*Excerpted records*
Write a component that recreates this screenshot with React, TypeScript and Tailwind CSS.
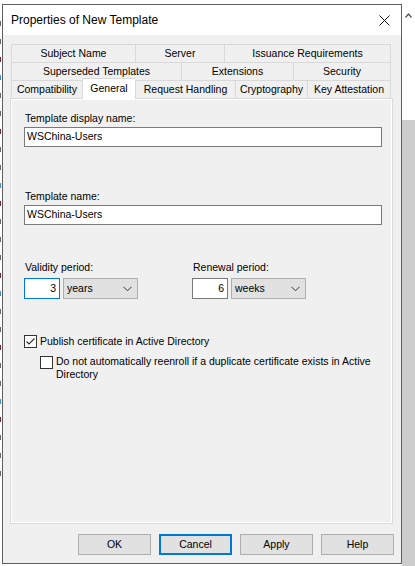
import React from "react";

function Tab({ w, label, last, selected }: { w: number; label: string; last?: boolean; selected?: boolean }) {
  return (
    <div
      style={{ width: w }}
      className={
        "flex items-center justify-center border-t border-l border-[#d9d9d9] " +
        (last ? "border-r " : "") +
        (selected ? "bg-white relative z-10 -mt-[2px] h-[21px] -mb-px pb-[2px]" : "h-[18px]")
      }
    >
      <span className="leading-none">{label}</span>
    </div>
  );
}

function Chevron() {
  return (
    <svg width="9" height="6" viewBox="0 0 9 6" className="shrink-0">
      <path d="M0.5 0.8 L4.5 4.8 L8.5 0.8" fill="none" stroke="#333" strokeWidth="1" />
    </svg>
  );
}

function NumberBox({ value, focused }: { value: string; focused?: boolean }) {
  return (
    <div
      className={
        "w-[36px] h-[21px] bg-white border flex items-center justify-end pr-[3px] " +
        (focused ? "border-[#0078d7]" : "border-[#7a7a7a]")
      }
    >
      {value}
    </div>
  );
}

function Combo({ value }: { value: string }) {
  return (
    <div className="w-[75px] h-[21px] bg-[#e1e1e1] border border-[#adadad] flex items-center justify-between pl-[3px] pr-[5px]">
      <span>{value}</span>
      <Chevron />
    </div>
  );
}

function Checkbox({ checked }: { checked?: boolean }) {
  return (
    <div className="w-[13px] h-[13px] border border-[#333333] bg-white shrink-0 flex items-center justify-center">
      {checked && (
        <svg width="11" height="11" viewBox="0 0 11 11">
          <path d="M1.5 5.5 L4 8 L9.5 2.5" fill="none" stroke="#333" strokeWidth="1.2" />
        </svg>
      )}
    </div>
  );
}

function Button({ label, def }: { label: string; def?: boolean }) {
  return (
    <div
      className={
        "w-[73px] h-[21px] bg-[#e1e1e1] flex items-center justify-center " +
        (def ? "border-2 border-[#0078d7]" : "border border-[#adadad]")
      }
    >
      {label}
    </div>
  );
}

export default function App() {
  return (
    <div className="w-[415px] h-[566px] bg-white flex overflow-hidden text-black font-['Liberation_Sans',Arial,sans-serif] text-[10.5px]">
      {/* left background sliver */}
      <div className="w-[2px] shrink-0 flex flex-col pt-[14px]">
        {[...Array(26)].map((_, i) => (
          <div key={i} className="h-[18px] flex items-center">
            <div
              className={
                "w-[1px] h-[5px] " +
                (i % 6 === 3 ? "bg-[#3b8fe0]" : i % 4 === 2 ? "bg-[#7a1f3d]" : "bg-[#666666]")
              }
            />
          </div>
        ))}
      </div>

      {/* dialog */}
      <div className="mt-[4px] w-[400px] h-[560px] shrink-0 border border-[#5f5f5f] bg-[#f0f0f0] flex flex-col">
        {/* title bar */}
        <div className="h-[30px] bg-white flex items-center justify-between pl-[8px] pr-[10px]">
          <span className="text-[12px] pb-[1px]">Properties of New Template</span>
          <svg width="11" height="11" viewBox="0 0 11 11" className="mr-[1px]">
            <path d="M0.5 0.5 L10.5 10.5 M10.5 0.5 L0.5 10.5" stroke="#111" strokeWidth="1" />
          </svg>
        </div>

        {/* tabs */}
        <div className="mt-[9px] ml-[8px] flex flex-col">
          <div className="flex">
            <Tab w={124} label="Subject Name" />
            <Tab w={89} label="Server" />
            <Tab w={167} label="Issuance Requirements" last />
          </div>
          <div className="flex">
            <Tab w={170} label="Superseded Templates" />
            <Tab w={112} label="Extensions" />
            <Tab w={98} label="Security" last />
          </div>
          <div className="flex items-end h-[18px]">
            <Tab w={71} label="Compatibility" />
            <Tab w={53} label="General" selected />
            <Tab w={100} label="Request Handling" />
            <Tab w={72} label="Cryptography" />
            <Tab w={84} label="Key Attestation" last />
          </div>
        </div>

        {/* panel */}
        <div className="ml-[7px] w-[383px] h-[426px] border border-[#d9d9d9] bg-white p-[1px]">
          <div className="w-full h-full bg-[#f0f0f0] flex flex-col pl-[12px] pr-[9px]">
            <div className="mt-[11px] h-[14px] leading-[14px] pl-[1px]">Template display name:</div>
            <div className="mt-[2px] h-[20px] bg-white border border-[#7a7a7a] flex items-center pl-[2px]">
              WSChina-Users
            </div>
            <div className="mt-[42px] h-[14px] leading-[14px] pl-[1px]">Template name:</div>
            <div className="mt-[2px] h-[20px] bg-white border border-[#7a7a7a] flex items-center pl-[2px]">
              WSChina-Users
            </div>

            <div className="mt-[35px] flex">
              <div className="w-[168px] flex flex-col">
                <div className="h-[14px] leading-[14px] pl-[1px]">Validity period:</div>
                <div className="mt-[4px] flex gap-[3px]">
                  <NumberBox value="3" focused />
                  <Combo value="years" />
                </div>
              </div>
              <div className="flex flex-col">
                <div className="h-[14px] leading-[14px] pl-[1px]">Renewal period:</div>
                <div className="mt-[4px] flex gap-[3px]">
                  <NumberBox value="6" />
                  <Combo value="weeks" />
                </div>
              </div>
            </div>

            <div className="mt-[35px] flex items-center gap-[3px] h-[14px]">
              <Checkbox checked />
              <span className="leading-[14px]">Publish certificate in Active Directory</span>
            </div>
            <div className="mt-[7px] ml-[16px] flex items-start gap-[3px]">
              <div className="mt-[1px]">
                <Checkbox />
              </div>
              <span className="leading-[13px] w-[330px]">
                Do not automatically reenroll if a duplicate certificate exists in Active Directory
              </span>
            </div>
          </div>
        </div>

        {/* buttons */}
        <div className="mt-[10px] flex justify-end gap-[8px] pr-[7px]">
          <Button label="OK" />
          <Button label="Cancel" def />
          <Button label="Apply" />
          <Button label="Help" />
        </div>
      </div>

      {/* right scrollbar */}
      <div className="flex-1 flex flex-col">
        <div className="h-[120px] bg-white flex justify-center pt-[13px]">
          <svg width="7" height="5" viewBox="0 0 7 5">
            <path d="M0.5 4.5 L3.5 1 L6.5 4.5" fill="none" stroke="#555" strokeWidth="1.3" />
          </svg>
        </div>
        <div className="flex-1 bg-[#cdcdcd]" />
      </div>
    </div>
  );
}
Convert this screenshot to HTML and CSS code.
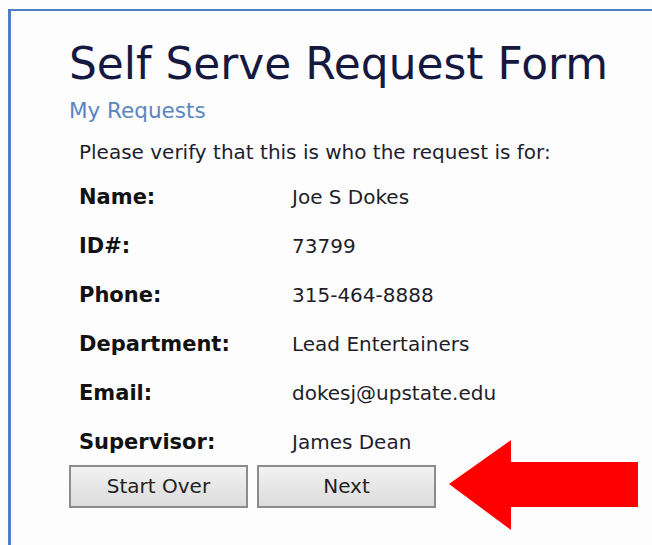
FILE: index.html
```html
<!DOCTYPE html>
<html lang="en">
<head>
<meta charset="utf-8">
<title>Self Serve Request Form</title>
<link rel="stylesheet" href="styles.css">
</head>
<body>
<div class="frame">
  <div class="content">
    <h1 class="title">Self Serve Request Form</h1>
    <a class="link" href="#">My Requests</a>
    <p class="intro">Please verify that this is who the request is for:</p>
    <dl class="details">
      <dt>Name:</dt><dd>Joe S Dokes</dd>
      <dt>ID#:</dt><dd>73799</dd>
      <dt>Phone:</dt><dd>315-464-8888</dd>
      <dt>Department:</dt><dd>Lead Entertainers</dd>
      <dt>Email:</dt><dd>dokesj@upstate.edu</dd>
      <dt>Supervisor:</dt><dd>James Dean</dd>
    </dl>
    <div class="actions">
      <button class="btn" type="button">Start Over</button>
      <button class="btn" type="button">Next</button>
    </div>
  </div>
  <svg class="arrow" width="200" height="100" viewBox="0 0 200 100" aria-hidden="true">
    <polygon points="0,44 62,0 62,22 189,22 189,67 62,67 62,90" fill="#ff0000"/>
  </svg>
</div>
</body>
</html>
```

FILE: styles.css
```css
html, body {
  margin: 0;
  padding: 0;
  background: #fdfdfd;
}

body {
  font-family: "DejaVu Sans", Verdana, sans-serif;
  color: #1c1c2a;
  height: 545px;
  overflow: hidden;
}

.frame {
  position: relative;
  margin: 9px 0 0 8px;
  border-top: 2px solid #4d7fc2;
  border-left: 3px solid #4d7fc2;
  height: 560px;
}

.content {
  padding: 27px 0 0 58px;
}

.title {
  margin: 0;
  font-weight: normal;
  font-size: 43.9px;
  line-height: 52px;
  color: #16193f;
}

.link {
  display: block;
  margin-top: 8px;
  font-size: 21.5px;
  line-height: 26px;
  color: #5a86c0;
  text-decoration: none;
}

.intro {
  margin: 16px 0 0 10px;
  font-size: 20px;
  line-height: 24px;
  color: #1e1e30;
}

.details {
  display: grid;
  grid-template-columns: 213px auto;
  grid-auto-rows: 49px;
  align-items: center;
  margin: 8.5px 0 0 10px;
}

.details dt {
  font-weight: bold;
  font-size: 21px;
  color: #121212;
}

.details dd {
  margin: 0;
  font-size: 20px;
  color: #1e1e2a;
}

.actions {
  display: flex;
  gap: 9px;
  margin-top: -2px;
}

.btn {
  width: 179px;
  height: 43px;
  font-family: "DejaVu Sans", Verdana, sans-serif;
  font-size: 20px;
  color: #222;
  background: linear-gradient(#f2f2f2, #dcdcdc);
  border: 2px solid #8c8c8c;
  border-radius: 0;
  padding: 0;
}

.arrow {
  position: absolute;
  left: 438px;
  top: 429px;
}
```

*Instructions to follow*
Report each line of the material above where the word "React" appears.

*Written solution*
Write a component that recreates this screenshot with React, TypeScript and Tailwind CSS.
import React from "react";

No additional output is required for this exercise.